[START Given material]

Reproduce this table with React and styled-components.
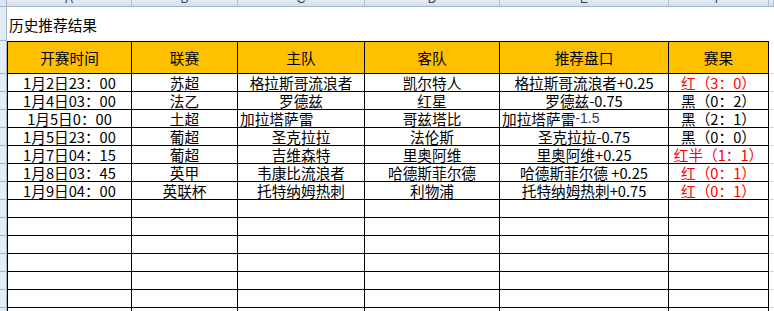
import React from 'react';
import styled, { createGlobalStyle } from 'styled-components';

const GlobalStyle = createGlobalStyle`
  html, body { margin: 0; padding: 0; background: #fff; overflow: hidden; }
  body { font-family: "Noto Sans CJK SC", sans-serif; }
  * { box-sizing: border-box; }
`;

const Sheet = styled.div`
  display: grid;
  grid-template-columns: 7px 125px 106px 127px 135px 169px 100px 1fr;
  grid-template-rows: 7px 34px 33px;
  grid-auto-rows: 18px;
  width: 774px;
  height: 311px;
  overflow: hidden;
  font-family: "Noto Sans CJK SC", sans-serif;
  font-size: 14.67px;
  color: #000;
`;

const Corner = styled.div`
  background: #dfe6ef;
  border-right: 1px solid #9eb6ce;
  border-bottom: 1px solid #9eb6ce;
`;

const ColHead = styled.div`
  background: linear-gradient(#e4eaf2, #d6dfea);
  border-right: 1px solid #b3c0d1;
  border-bottom: 1px solid #9eb6ce;
  overflow: hidden;
  display: flex;
  justify-content: center;
  align-items: flex-start;
  font-family: "Liberation Sans", sans-serif;
  font-size: 12px;
  line-height: 12px;
  color: #3a4656;
  span { margin-top: -7px; }
`;

const RowHead = styled.div`
  background: #e4ecf7;
  border-right: 1px solid #9eb6ce;
  border-bottom: 1px solid #9eb6ce;
`;

const Title = styled.div`
  grid-column: span 6;
  display: flex;
  align-items: center;
  padding-left: 2px;
  padding-top: 1px;
`;

const Blank = styled.div`
  border-bottom: 1px solid ${p => (p.$grid ? '#d0d7e5' : 'transparent')};
`;

const Cell = styled.div`
  display: flex;
  align-items: center;
  justify-content: ${p => (p.$left ? 'flex-start' : 'center')};
  padding-left: ${p => (p.$left ? '2px' : '0')};
  white-space: nowrap;
  overflow: hidden;
  line-height: 17px;
  border-right: 1px solid #000;
  border-bottom: 1px solid #000;
  border-left: ${p => (p.$first ? '1px solid #000' : '0')};
  border-top: ${p => (p.$head ? '1px solid #000' : '0')};
  background: ${p => (p.$head ? '#ffc000' : '#fff')};
  color: ${p => (p.$red ? '#ff0000' : '#000')};
  padding-bottom: ${p => (p.$head ? '1px' : '0')};
`;

const Odds = styled.span`
  font-family: "Liberation Sans", sans-serif;
  font-size: 14px;
  color: #2a3a58;
`;

const letters = ['A', 'B', 'C', 'D', 'E', 'F'];
const headers = ['开赛时间', '联赛', '主队', '客队', '推荐盘口', '赛果'];

const rows = [
  { t: '1月2日23：00', l: '苏超', h: '格拉斯哥流浪者', a: '凯尔特人', p: '格拉斯哥流浪者+0.25', r: '红（3：0）', red: true },
  { t: '1月4日03：00', l: '法乙', h: '罗德兹', a: '红星', p: '罗德兹-0.75', r: '黑（0：2）' },
  { t: '1月5日0：00', l: '土超', h: '加拉塔萨雷', a: '哥兹塔比', p: '加拉塔萨雷', odds: '-1.5', r: '黑（2：1）', left: true },
  { t: '1月5日23：00', l: '葡超', h: '圣克拉拉', a: '法伦斯', p: '圣克拉拉-0.75', r: '黑（0：0）' },
  { t: '1月7日04：15', l: '葡超', h: '吉维森特', a: '里奥阿维', p: '里奥阿维+0.25', r: '红半（1：1）', red: true },
  { t: '1月8日03：45', l: '英甲', h: '韦康比流浪者', a: '哈德斯菲尔德', p: '哈德斯菲尔德 +0.25', r: '红（0：1）', red: true },
  { t: '1月9日04：00', l: '英联杯', h: '托特纳姆热刺', a: '利物浦', p: '托特纳姆热刺+0.75', r: '红（0：1）', red: true },
];

export default function App() {
  return (
    <>
      <GlobalStyle />
      <Sheet>
        <Corner />
        {letters.map(c => (
          <ColHead key={c}><span>{c}</span></ColHead>
        ))}
        <ColHead />

        <RowHead />
        <Title>历史推荐结果</Title>
        <Blank />

        <RowHead />
        {headers.map((h, i) => (
          <Cell key={h} $head $first={i === 0}>{h}</Cell>
        ))}
        <Blank $grid />

        {rows.map((r, i) => (
          <React.Fragment key={i}>
            <RowHead />
            <Cell $first>{r.t}</Cell>
            <Cell>{r.l}</Cell>
            <Cell $left={r.left}>{r.h}</Cell>
            <Cell>{r.a}</Cell>
            <Cell $left={r.left}>
              {r.p}
              {r.odds && <Odds>{r.odds}</Odds>}
            </Cell>
            <Cell $red={r.red}>{r.r}</Cell>
            <Blank $grid />
          </React.Fragment>
        ))}

        {Array.from({ length: 7 }).map((_, i) => (
          <React.Fragment key={`e${i}`}>
            <RowHead />
            <Cell $first />
            <Cell />
            <Cell />
            <Cell />
            <Cell />
            <Cell />
            <Blank $grid />
          </React.Fragment>
        ))}
      </Sheet>
    </>
  );
}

[END Given material]

> _Required work_
Images in the data above are to be skipped. Retype all other material exactly.

> _Solution for this task_
Reproduce this table with React and styled-components.
import React from 'react';
import styled, { createGlobalStyle } from 'styled-components';

const GlobalStyle = createGlobalStyle`
  html, body { margin: 0; padding: 0; background: #fff; overflow: hidden; }
  body { font-family: "Noto Sans CJK SC", sans-serif; }
  * { box-sizing: border-box; }
`;

const Sheet = styled.div`
  display: grid;
  grid-template-columns: 7px 125px 106px 127px 135px 169px 100px 1fr;
  grid-template-rows: 7px 34px 33px;
  grid-auto-rows: 18px;
  width: 774px;
  height: 311px;
  overflow: hidden;
  font-family: "Noto Sans CJK SC", sans-serif;
  font-size: 14.67px;
  color: #000;
`;

const Corner = styled.div`
  background: #dfe6ef;
  border-right: 1px solid #9eb6ce;
  border-bottom: 1px solid #9eb6ce;
`;

const ColHead = styled.div`
  background: linear-gradient(#e4eaf2, #d6dfea);
  border-right: 1px solid #b3c0d1;
  border-bottom: 1px solid #9eb6ce;
  overflow: hidden;
  display: flex;
  justify-content: center;
  align-items: flex-start;
  font-family: "Liberation Sans", sans-serif;
  font-size: 12px;
  line-height: 12px;
  color: #3a4656;
  span { margin-top: -7px; }
`;

const RowHead = styled.div`
  background: #e4ecf7;
  border-right: 1px solid #9eb6ce;
  border-bottom: 1px solid #9eb6ce;
`;

const Title = styled.div`
  grid-column: span 6;
  display: flex;
  align-items: center;
  padding-left: 2px;
  padding-top: 1px;
`;

const Blank = styled.div`
  border-bottom: 1px solid ${p => (p.$grid ? '#d0d7e5' : 'transparent')};
`;

const Cell = styled.div`
  display: flex;
  align-items: center;
  justify-content: ${p => (p.$left ? 'flex-start' : 'center')};
  padding-left: ${p => (p.$left ? '2px' : '0')};
  white-space: nowrap;
  overflow: hidden;
  line-height: 17px;
  border-right: 1px solid #000;
  border-bottom: 1px solid #000;
  border-left: ${p => (p.$first ? '1px solid #000' : '0')};
  border-top: ${p => (p.$head ? '1px solid #000' : '0')};
  background: ${p => (p.$head ? '#ffc000' : '#fff')};
  color: ${p => (p.$red ? '#ff0000' : '#000')};
  padding-bottom: ${p => (p.$head ? '1px' : '0')};
`;

const Odds = styled.span`
  font-family: "Liberation Sans", sans-serif;
  font-size: 14px;
  color: #2a3a58;
`;

const letters = ['A', 'B', 'C', 'D', 'E', 'F'];
const headers = ['开赛时间', '联赛', '主队', '客队', '推荐盘口', '赛果'];

const rows = [
  { t: '1月2日23：00', l: '苏超', h: '格拉斯哥流浪者', a: '凯尔特人', p: '格拉斯哥流浪者+0.25', r: '红（3：0）', red: true },
  { t: '1月4日03：00', l: '法乙', h: '罗德兹', a: '红星', p: '罗德兹-0.75', r: '黑（0：2）' },
  { t: '1月5日0：00', l: '土超', h: '加拉塔萨雷', a: '哥兹塔比', p: '加拉塔萨雷', odds: '-1.5', r: '黑（2：1）', left: true },
  { t: '1月5日23：00', l: '葡超', h: '圣克拉拉', a: '法伦斯', p: '圣克拉拉-0.75', r: '黑（0：0）' },
  { t: '1月7日04：15', l: '葡超', h: '吉维森特', a: '里奥阿维', p: '里奥阿维+0.25', r: '红半（1：1）', red: true },
  { t: '1月8日03：45', l: '英甲', h: '韦康比流浪者', a: '哈德斯菲尔德', p: '哈德斯菲尔德 +0.25', r: '红（0：1）', red: true },
  { t: '1月9日04：00', l: '英联杯', h: '托特纳姆热刺', a: '利物浦', p: '托特纳姆热刺+0.75', r: '红（0：1）', red: true },
];

export default function App() {
  return (
    <>
      <GlobalStyle />
      <Sheet>
        <Corner />
        {letters.map(c => (
          <ColHead key={c}><span>{c}</span></ColHead>
        ))}
        <ColHead />

        <RowHead />
        <Title>历史推荐结果</Title>
        <Blank />

        <RowHead />
        {headers.map((h, i) => (
          <Cell key={h} $head $first={i === 0}>{h}</Cell>
        ))}
        <Blank $grid />

        {rows.map((r, i) => (
          <React.Fragment key={i}>
            <RowHead />
            <Cell $first>{r.t}</Cell>
            <Cell>{r.l}</Cell>
            <Cell $left={r.left}>{r.h}</Cell>
            <Cell>{r.a}</Cell>
            <Cell $left={r.left}>
              {r.p}
              {r.odds && <Odds>{r.odds}</Odds>}
            </Cell>
            <Cell $red={r.red}>{r.r}</Cell>
            <Blank $grid />
          </React.Fragment>
        ))}

        {Array.from({ length: 7 }).map((_, i) => (
          <React.Fragment key={`e${i}`}>
            <RowHead />
            <Cell $first />
            <Cell />
            <Cell />
            <Cell />
            <Cell />
            <Cell />
            <Blank $grid />
          </React.Fragment>
        ))}
      </Sheet>
    </>
  );
}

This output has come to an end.